In the collective work Féminismes islamiques (Islamic Feminisms), published in 2012 under her direction, she brings together the writings of intellectuals, researchers, and activists who pursue a feminist approach within the Muslim religious framework. This book shows that in countries where Islam is the dominant religion, women believers are fighting for equality, turning sacred texts against patriarchy, and speaking out against political and religious authorities that flout women’s rights.
“At the regional level, we are faced with regimes that have politicized religion and confessionalism through gender and sexuality,” Ali says. “In Iran, the simple fact that a woman walks down the street without her head covered means a questioning of the political system. Similarly, in Iraq, during the October 2019 uprising, or Thawrat Tishreen, the mix of young protesters (average age 12-20), with women dressed in different ways, signifies a loss of control by the regime that seeks to control bodies.”
For her, questions of gender and sexuality are at the heart of these new citizen movements: “In recent years, we have seen the emergence of a confluence between the women’s movement and the dynamics of protest. It shows the major role of women in Thawrat Tishreen, the largest popular uprising since the formation of the contemporary Iraqi state.”

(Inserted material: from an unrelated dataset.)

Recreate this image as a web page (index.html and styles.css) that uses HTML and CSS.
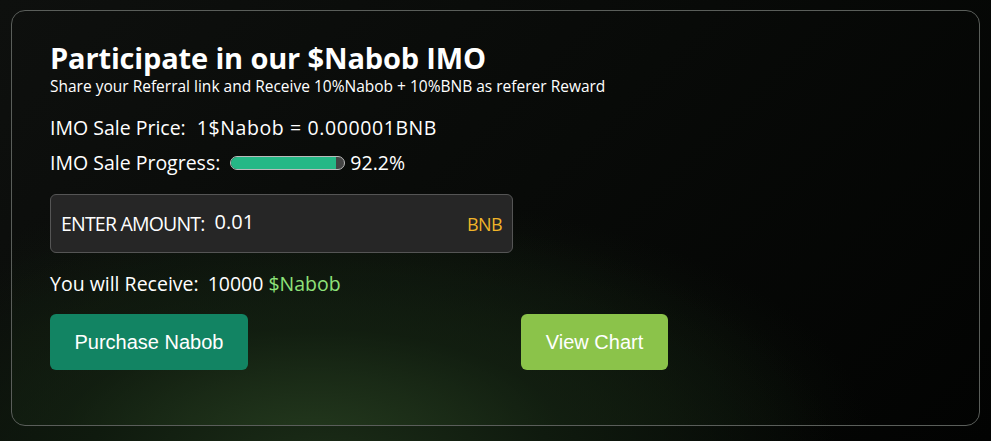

This intensification of popular protest movements has moved away from NGO-dominated activism, which is biased toward the experience of middle-class women, according to Ali. “The October 2019 uprising is unique,” she asserts, “because it put women and the poor at the center, a category seen as ‘uncivilized’ by the well-ordered middle class. This mix of genders and classes allowed for the negotiation of a new social contract. And as we see in Iran today, in the face of intensified repression, there is an intensification of resistance and protest dynamics.”